Artifacts From Famous Blue Angels Crash Found 50 Years Later
Debbie Harris knew the military dog tag and small metal emblem of a Navy fighter squadron she recently found in the sand near her home on an Alabama beach belonged to a Blue Angels pilot who was killed when his jet crashed there a half-century ago.
But she wanted to find out more about Cmdr. Robert Nicholls Glasgow and what happened , so she turned to her aunt and uncle, who live in Pensacola, home of the National Museum of Naval Aviation. Their search led them to the museum's director, Bob Rasmussen, a retired Navy captain and once a member of the famed flight demonstration team.

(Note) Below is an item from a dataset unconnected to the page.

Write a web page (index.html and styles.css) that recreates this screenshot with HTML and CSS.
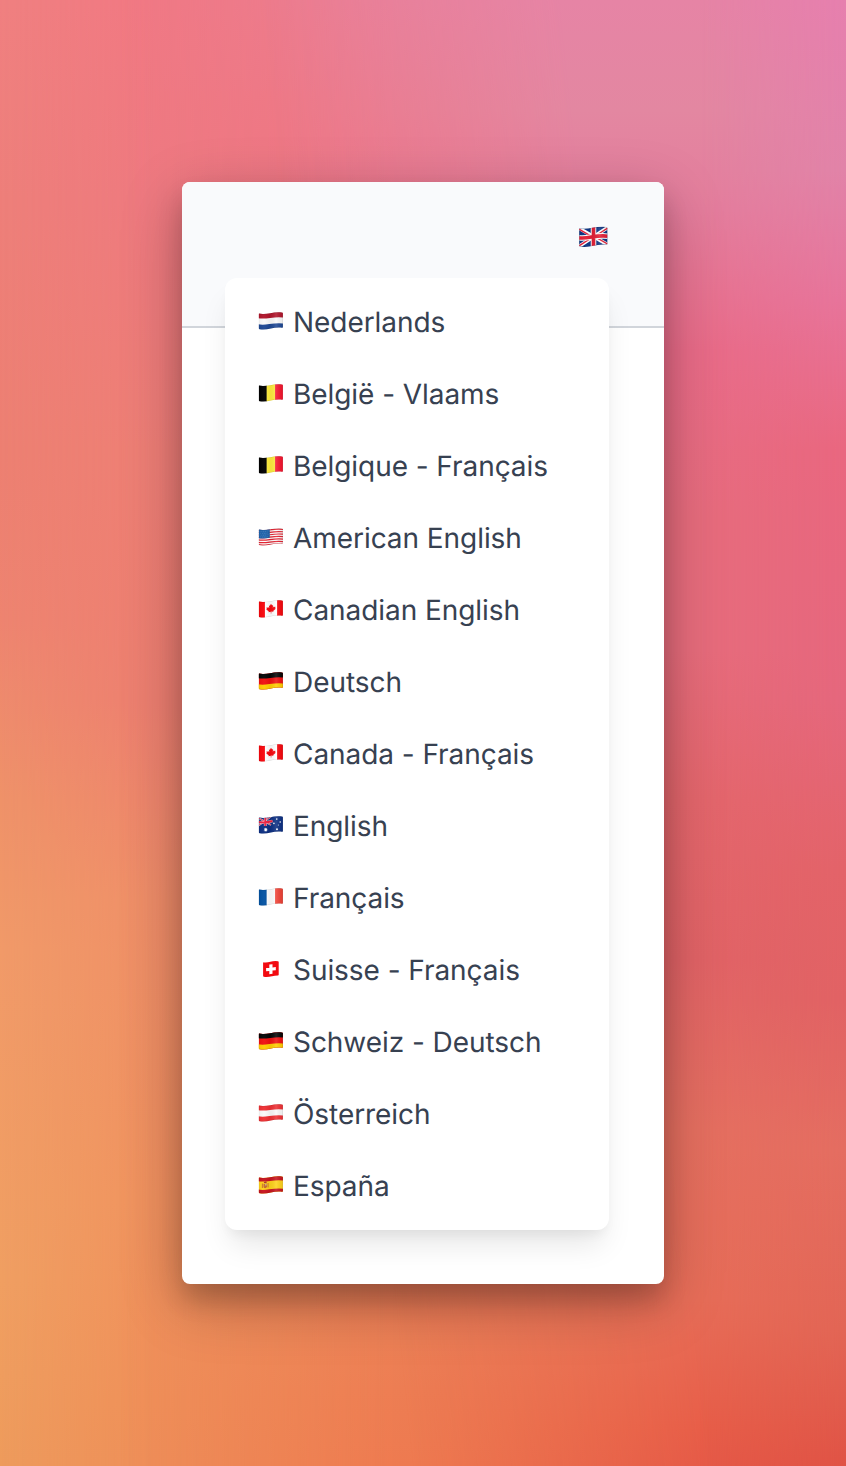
FILE: index.html
```html
<!DOCTYPE html>
<html lang="en">
<head>
<meta charset="utf-8">
<title>Language menu</title>
<link rel="stylesheet" href="styles.css">
</head>
<body>
<svg class="defs" aria-hidden="true">
  <defs>
    <clipPath id="wave"><path d="M.9 2.6C8 4.2 14 .2 23.5 1.4Q24.4 1.6 24.4 2.3V15.9Q24.4 16.9 23.5 16.7C15 15.4 9 19.8 1 18.2Q.2 18 .2 17.3V3.3Q.2 2.4.9 2.6Z"/></clipPath>
    <linearGradient id="shine">
      <stop offset="0" stop-color="#000" stop-opacity=".04"/>
      <stop offset=".22" stop-color="#fff" stop-opacity=".04"/>
      <stop offset=".45" stop-color="#000" stop-opacity=".05"/>
      <stop offset=".72" stop-color="#fff" stop-opacity=".12"/>
      <stop offset="1" stop-color="#000" stop-opacity=".06"/>
    </linearGradient>
    <path id="curve" d="M-1 2.3C8 4.5 14 0 26 1.9"/>
    <path id="fold" d="M.2 2.5C8 4.2 14 .2 24.4 1.6V16.9C15 15.4 9 19.8 .2 18Z" fill="url(#shine)" stroke="#000" stroke-opacity=".22" stroke-width=".6"/>
    <symbol id="de" viewBox="0 0 25 20"><g clip-path="url(#wave)"><path fill="#f01010" d="M0 0h25v20H0z"/><g fill="none" stroke-width="5.4"><use href="#curve" y="2" stroke="#050505"/><use href="#curve" y="13.5" stroke="#ffce00"/></g><use href="#fold"/></g></symbol>
    <symbol id="nl" viewBox="0 0 25 20"><g clip-path="url(#wave)"><path fill="#fafafa" d="M0 0h25v20H0z"/><g fill="none" stroke-width="5.4"><use href="#curve" y="2" stroke="#b0152b"/><use href="#curve" y="13.5" stroke="#1e4894"/></g><use href="#fold"/></g></symbol>
    <symbol id="at" viewBox="0 0 25 20"><g clip-path="url(#wave)"><path fill="#fafafa" d="M0 0h25v20H0z"/><g fill="none" stroke-width="5.4" stroke="#ee3034"><use href="#curve" y="2"/><use href="#curve" y="13.5"/></g><use href="#fold"/></g></symbol>
    <symbol id="be" viewBox="0 0 25 20"><g clip-path="url(#wave)"><path fill="#000" d="M0 0h8.4v20H0z"/><path fill="#ffec3c" d="M8.2 0h8.5v20H8.2z"/><path fill="#f5142d" d="M16.6 0H25v20h-8.4z"/><use href="#fold"/></g></symbol>
    <symbol id="fr" viewBox="0 0 25 20"><g clip-path="url(#wave)"><path fill="#0352a2" d="M0 0h8.4v20H0z"/><path fill="#fff" d="M8.2 0h8.5v20H8.2z"/><path fill="#ef4135" d="M16.6 0H25v20h-8.4z"/><use href="#fold"/></g></symbol>
    <symbol id="ca" viewBox="0 0 25 20"><g clip-path="url(#wave)"><path fill="#fff" d="M0 0h25v20H0z"/><path fill="#f8060c" d="M0 0h6.4v20H0zM18.6 0H25v20h-6.4z"/><path fill="#f8060c" d="m12.5 4.7 1.1 1.9 1-.5-.3 2.6 1.2-1.4.3.8 1.3-.4-.5 1.5.7.5-2.6 2.2.3.9-2.2-.2v1.8h-.5v-1.7l-2.3.6.2-1-2.5-1.8.7-.6-.6-1.3 1.4.1.2-.8 1.4 1.2-.4-2.7 1 .4z"/><use href="#fold"/></g></symbol>
    <symbol id="us" viewBox="0 0 25 20"><g clip-path="url(#wave)"><path fill="#fff" d="M0 0h25v20H0z"/><g fill="none" stroke="#e3202f" stroke-width="1.22"><use href="#curve" y=".6"/><use href="#curve" y="3.05"/><use href="#curve" y="5.5"/><use href="#curve" y="7.95"/><use href="#curve" y="10.4"/><use href="#curve" y="12.85"/><use href="#curve" y="15.3"/></g><path fill="#1d62ab" d="M0 1C5 4 8 2 11.3 1.4V10.6C7 11.6 4 11.9 0 11.2Z"/><g fill="none" stroke="#fff" stroke-opacity=".35" stroke-width=".6" stroke-dasharray=".6 1.2"><path d="M1.2 4.4q5 .8 9.5-.8M1.8 6.2q5 .8 9-.8M1.2 8q5 .8 9.5-.8M1.8 9.8q5 .8 9-.8"/></g><use href="#fold"/></g></symbol>
    <symbol id="au" viewBox="0 0 25 20"><g clip-path="url(#wave)"><path fill="#0c2f83" d="M0 0h25v20H0z"/><path d="m0 3 12.5 7M0 10.5l12.5-9" stroke="#fff" stroke-opacity=".8" stroke-width="1.6"/><path d="m0 3 12.5 7M0 10.5l12.5-9" stroke="#e92640" stroke-width=".9"/><path d="M6.8 1v10M0 7q6 1.3 14-1" fill="none" stroke="#fff" stroke-opacity=".8" stroke-width="2.8"/><path d="M6.8 1v10M0 7q6 1.3 14-1" fill="none" stroke="#ed2140" stroke-width="2"/><g fill="#fff"><path d="m7 12.4.5 1.1 1.2-.3-.4 1.1 1 .6-1.1.5.1 1.2-1-.7-.9.8-.1-1.2-1.2-.3 1-.7-.4-1.2 1.1.3z"/><circle cx="18.3" cy="4.1" r=".8"/><circle cx="15.4" cy="8.4" r=".8"/><circle cx="21.7" cy="7" r=".8"/><circle cx="19.8" cy="10" r=".5"/><circle cx="18.5" cy="14.2" r=".95"/></g><use href="#fold"/></g></symbol>
    <symbol id="es" viewBox="0 0 25 20"><g clip-path="url(#wave)"><path fill="#ffd21b" d="M0 0h25v20H0z"/><g fill="none" stroke-width="4.2" stroke="#c8141e"><use href="#curve" y="1.6"/><use href="#curve" y="14.2"/></g><path fill="#c4682c" d="M3.4 8.5h.9v4.6h-.9zM9.1 8h.9v4.6h-.9zM5 8.7q1.8.5 3.5-.2v3q-.3 1.8-1.8 1.8T5 11.9z"/><path fill="#a73529" d="M5.4 7q1.4-.8 2.7-.2v1.1l-2.7.3z"/><path fill="#d9c5b0" d="M6.8 9.1H8v1.5H6.8z"/><use href="#fold"/></g></symbol>
    <symbol id="ch" viewBox="0 0 25 20"><path fill="#f20a10" d="M5 3.4Q4.5 3 4.6 3.8V17q0 .8.8.8c5 .8 9-1.2 14-1.2q.8 0 .8-.8V3q0-.8-.8-.8-4-.5-7.5.6T5 3.4Z"/><path fill="#fff" d="m10.8 5.6 3.2-.4v3.2l3.3-.3v3.1l-3.3.4v3.2l-3.2.5v-3.2l-3.2.2V9.1l3.2-.2z"/></symbol>
    <symbol id="gb" viewBox="0 0 25 20"><g clip-path="url(#wave)"><path fill="#0b3484" d="M0 0h25v20H0z"/><path d="M0 2.4 25 16.8M0 18 25 1.6" stroke="#fff" stroke-width="3.1"/><path d="m0 3.2 10 5.9M25 16.2l-10-5.6M0 17.7l10-6.5M25 2.2 15 8.5" stroke="#e31e36" stroke-width="1.2"/><path d="M12.5 0v20M0 10.7C8 11.9 14 7.9 25 9.3" fill="none" stroke="#fff" stroke-width="4.8"/><path d="M12.5 0v20M0 10.7C8 11.9 14 7.9 25 9.3" fill="none" stroke="#e31e36" stroke-width="3.1"/><use href="#fold"/></g></symbol>
  </defs>
</svg>
<div class="backdrop">
  <div class="tone tone-1"></div>
  <div class="tone tone-2"></div>
  <div class="tone tone-3"></div>
  <div class="tone tone-4"></div>
  <div class="tone tone-5"></div>
</div>
<main class="window">
  <header class="topbar">
    <svg class="flag flag-current"><use href="#gb"/></svg>
  </header>
  <ul class="menu">
    <li class="item"><svg class="flag"><use href="#nl"/></svg><span>Nederlands</span></li>
    <li class="item"><svg class="flag"><use href="#be"/></svg><span>België - Vlaams</span></li>
    <li class="item"><svg class="flag"><use href="#be"/></svg><span>Belgique - Français</span></li>
    <li class="item"><svg class="flag"><use href="#us"/></svg><span>American English</span></li>
    <li class="item"><svg class="flag"><use href="#ca"/></svg><span>Canadian English</span></li>
    <li class="item"><svg class="flag"><use href="#de"/></svg><span>Deutsch</span></li>
    <li class="item"><svg class="flag"><use href="#ca"/></svg><span>Canada - Français</span></li>
    <li class="item"><svg class="flag"><use href="#au"/></svg><span>English</span></li>
    <li class="item"><svg class="flag"><use href="#fr"/></svg><span>Français</span></li>
    <li class="item"><svg class="flag"><use href="#ch"/></svg><span>Suisse - Français</span></li>
    <li class="item"><svg class="flag"><use href="#de"/></svg><span>Schweiz - Deutsch</span></li>
    <li class="item"><svg class="flag"><use href="#at"/></svg><span>Österreich</span></li>
    <li class="item"><svg class="flag"><use href="#es"/></svg><span>España</span></li>
  </ul>
</main>
</body>
</html>
```
FILE: styles.css
```css
* { box-sizing: border-box; }

body {
  position: relative;
  display: flex;
  justify-content: center;
  height: 1466px;
  margin: 0;
  padding-top: 182px;
  overflow: hidden;
  font-family: Inter, "Liberation Sans", sans-serif;
  text-rendering: geometricPrecision;
}

.defs { position: absolute; width: 0; height: 0; }

/* Vertical colour ramps, each faded in horizontally over the one before. */
.backdrop, .tone { position: absolute; inset: 0; }

.tone-1 { background: linear-gradient(#f08080, #ee7f7a 200px, #ed8072 450px, #ee8470 620px, #ef9269 800px, #f19a69 950px, #f09f62 1280px, #ee9b5c); }
.tone-2 {
  background: linear-gradient(#f17883, #ee7a7f 200px, #ee7f75 450px, #ed8070 700px, #ef9068 900px, #f0945f 1200px, #ef9059 1400px, #ee8f59);
  mask-image: linear-gradient(90deg, transparent, #000 150px);
}
.tone-3 {
  background: linear-gradient(#ea7e93, #ee7788 130px, #e97186 300px, #e5705d 1150px, #ec7f55 1340px, #ee7a50);
  mask-image: linear-gradient(90deg, transparent 120px, #000 400px);
}
.tone-4 {
  background: linear-gradient(#e684a5, #e387a1 110px, #e47d9c 210px, #e96b88 350px, #e76c7d 520px, #e76c7c 650px, #e4666c 800px, #e16366 960px, #e56f60 1130px, #e76d58 1300px, #e75d48 1430px, #e55947);
  mask-image: linear-gradient(84deg, transparent 410px, #000 710px);
}
.tone-5 {
  background: linear-gradient(#e67fae, #e183a8 170px, #e7749b 300px, #e9677f 450px, #e5677d 700px, #e36369 870px, #e16264 1000px, #e46d61 1150px, #e26555 1330px, #e05345);
  mask-image: linear-gradient(90deg, transparent 700px, #000);
}

.window {
  position: relative;
  width: 482px;
  height: 1102px;
  border-radius: 8px;
  background: #fff;
  box-shadow: 0 16px 24px rgba(0, 0, 0, .16), 0 18px 60px rgba(0, 0, 0, .27);
}

.topbar {
  display: flex;
  justify-content: flex-end;
  height: 146px;
  padding: 43px 56px 0 0;
  border-bottom: 2px solid #d1d5db;
  border-radius: 8px 8px 0 0;
  background: #f9fafc;
}

.menu {
  position: absolute;
  top: 96px;
  left: 43px;
  width: 384px;
  margin: 0;
  padding: 8px 0;
  list-style: none;
  border-radius: 12px;
  background: #fff;
  box-shadow: 0 20px 30px -6px rgba(0, 0, 0, .1), 0 8px 12px -4px rgba(0, 0, 0, .05);
}

.item {
  display: flex;
  align-items: center;
  gap: 9px;
  height: 72px;
  padding: 0 33px;
  color: #374151;
  font-size: 28px;
  line-height: 40px;
  letter-spacing: -.06px;
  white-space: nowrap;
}

.flag {
  flex: none;
  width: 26px;
  height: 20px;
  margin-bottom: 3px;
}

.flag-current { width: 29px; height: 24px; }
```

Harris, 56, of Fort Morgan, Ala., said she came upon the fire-scorched emblem from Fighter Squadron 191, one of Glasgow's previous units, in mid-October. It was nearly 50 years to the day after the Oct. 14, 1958 crash.
The emblem probably had been on a Zippo cigarette lighter, Rasmussen said. She also found a small piece of metal shaped like a W, but Rasmussen couldn't identify it.

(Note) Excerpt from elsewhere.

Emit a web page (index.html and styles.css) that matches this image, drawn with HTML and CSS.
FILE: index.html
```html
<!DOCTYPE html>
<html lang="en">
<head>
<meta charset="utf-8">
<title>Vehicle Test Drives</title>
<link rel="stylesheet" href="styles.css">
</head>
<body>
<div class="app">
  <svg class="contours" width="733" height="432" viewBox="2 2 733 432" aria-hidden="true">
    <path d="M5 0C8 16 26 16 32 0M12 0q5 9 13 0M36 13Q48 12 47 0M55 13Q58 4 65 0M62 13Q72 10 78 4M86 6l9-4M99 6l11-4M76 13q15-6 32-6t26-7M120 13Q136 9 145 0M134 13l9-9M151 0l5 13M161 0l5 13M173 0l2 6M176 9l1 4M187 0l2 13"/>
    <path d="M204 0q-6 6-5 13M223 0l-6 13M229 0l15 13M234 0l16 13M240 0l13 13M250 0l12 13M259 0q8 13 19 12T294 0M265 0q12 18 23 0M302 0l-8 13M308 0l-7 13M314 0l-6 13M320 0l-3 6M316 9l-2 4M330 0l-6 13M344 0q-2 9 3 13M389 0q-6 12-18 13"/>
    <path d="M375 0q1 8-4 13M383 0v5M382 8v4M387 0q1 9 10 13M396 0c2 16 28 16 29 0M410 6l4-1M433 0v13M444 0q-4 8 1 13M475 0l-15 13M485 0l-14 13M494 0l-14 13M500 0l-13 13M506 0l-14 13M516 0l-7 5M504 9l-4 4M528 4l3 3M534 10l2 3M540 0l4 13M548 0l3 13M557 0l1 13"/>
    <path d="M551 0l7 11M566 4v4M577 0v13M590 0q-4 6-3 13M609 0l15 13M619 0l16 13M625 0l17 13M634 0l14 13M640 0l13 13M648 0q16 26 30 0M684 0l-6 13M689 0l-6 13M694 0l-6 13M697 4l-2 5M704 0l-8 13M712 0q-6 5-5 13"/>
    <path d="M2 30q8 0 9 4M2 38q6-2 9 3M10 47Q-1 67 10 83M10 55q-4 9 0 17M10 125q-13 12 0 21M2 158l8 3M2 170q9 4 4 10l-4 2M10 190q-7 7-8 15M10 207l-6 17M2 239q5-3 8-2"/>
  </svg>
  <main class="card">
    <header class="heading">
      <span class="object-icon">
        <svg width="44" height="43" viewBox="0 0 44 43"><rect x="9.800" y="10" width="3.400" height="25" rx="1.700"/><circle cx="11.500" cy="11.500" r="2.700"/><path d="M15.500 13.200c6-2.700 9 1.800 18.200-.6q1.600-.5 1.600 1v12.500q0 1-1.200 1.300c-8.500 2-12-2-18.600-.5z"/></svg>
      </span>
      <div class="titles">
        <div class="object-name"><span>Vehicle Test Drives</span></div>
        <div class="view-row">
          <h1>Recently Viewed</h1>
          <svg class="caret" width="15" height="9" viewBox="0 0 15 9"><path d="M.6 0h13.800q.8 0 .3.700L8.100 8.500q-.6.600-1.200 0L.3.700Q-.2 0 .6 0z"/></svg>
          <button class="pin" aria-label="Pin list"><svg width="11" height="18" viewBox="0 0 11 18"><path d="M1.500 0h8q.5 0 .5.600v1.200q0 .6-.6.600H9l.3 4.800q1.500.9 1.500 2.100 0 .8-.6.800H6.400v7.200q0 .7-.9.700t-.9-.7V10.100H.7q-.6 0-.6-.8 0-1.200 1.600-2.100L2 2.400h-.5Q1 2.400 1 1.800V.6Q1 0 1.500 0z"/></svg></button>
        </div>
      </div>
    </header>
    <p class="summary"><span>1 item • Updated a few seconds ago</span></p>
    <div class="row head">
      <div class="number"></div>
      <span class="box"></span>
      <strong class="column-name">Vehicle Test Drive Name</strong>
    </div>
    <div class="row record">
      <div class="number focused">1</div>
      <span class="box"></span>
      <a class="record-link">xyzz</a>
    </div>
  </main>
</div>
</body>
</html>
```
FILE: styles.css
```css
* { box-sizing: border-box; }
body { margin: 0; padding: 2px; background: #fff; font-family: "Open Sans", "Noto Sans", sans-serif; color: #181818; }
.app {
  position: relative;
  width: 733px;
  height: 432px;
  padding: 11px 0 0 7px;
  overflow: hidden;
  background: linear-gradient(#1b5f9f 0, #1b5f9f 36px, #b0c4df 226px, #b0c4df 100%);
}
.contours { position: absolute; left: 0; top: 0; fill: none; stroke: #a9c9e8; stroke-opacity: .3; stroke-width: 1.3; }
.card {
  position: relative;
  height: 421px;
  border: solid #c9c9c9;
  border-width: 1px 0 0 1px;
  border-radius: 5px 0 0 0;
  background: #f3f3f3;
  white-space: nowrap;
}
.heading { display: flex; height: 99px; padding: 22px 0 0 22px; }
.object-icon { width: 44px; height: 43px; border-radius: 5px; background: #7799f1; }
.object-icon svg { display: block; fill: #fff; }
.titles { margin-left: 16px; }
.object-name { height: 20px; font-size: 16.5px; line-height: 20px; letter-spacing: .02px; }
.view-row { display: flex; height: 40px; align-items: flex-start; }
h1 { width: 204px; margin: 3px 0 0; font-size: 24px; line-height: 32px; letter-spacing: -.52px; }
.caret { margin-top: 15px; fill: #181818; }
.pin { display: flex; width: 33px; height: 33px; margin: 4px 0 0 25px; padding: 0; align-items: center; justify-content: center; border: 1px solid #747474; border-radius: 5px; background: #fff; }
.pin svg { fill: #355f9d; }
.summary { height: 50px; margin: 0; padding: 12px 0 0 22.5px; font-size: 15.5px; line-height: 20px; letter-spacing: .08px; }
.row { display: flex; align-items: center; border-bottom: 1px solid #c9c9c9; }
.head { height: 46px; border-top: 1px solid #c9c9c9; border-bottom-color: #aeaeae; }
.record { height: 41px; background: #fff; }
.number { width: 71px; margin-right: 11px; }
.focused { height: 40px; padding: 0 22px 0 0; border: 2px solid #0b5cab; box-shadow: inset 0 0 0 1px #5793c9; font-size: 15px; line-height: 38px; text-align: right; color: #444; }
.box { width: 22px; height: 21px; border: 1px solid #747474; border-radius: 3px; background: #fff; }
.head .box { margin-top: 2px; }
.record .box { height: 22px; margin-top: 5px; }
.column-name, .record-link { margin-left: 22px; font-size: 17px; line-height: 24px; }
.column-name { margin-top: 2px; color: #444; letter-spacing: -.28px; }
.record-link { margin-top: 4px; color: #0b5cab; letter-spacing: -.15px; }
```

Harris then found the dog tag, bent but with the pilot's name clearly visible, on Feb. 17 — Glasgow's birthday. He was born on that date in 1922.
Harris thinks hurricanes that swept through the area in recent years may have uncovered the items.
She wants to give them to Glasgow's family, but she's been unable to find any relatives through her research on the Internet. An Oct. 15, 1958, article on the crash in the Pensacola News Journal indicated Glasgow had a wife and four children and that his parents lived in El Monte, Calif.
Rasmussen said he'll try to help her search, although he hardly knew Glasgow. Glasgow had reported for duty at Pensacola Naval Air Station as the Blue Angels new leader just a few days before his first flight in one of the team's F-11 Tigers ended in tragedy.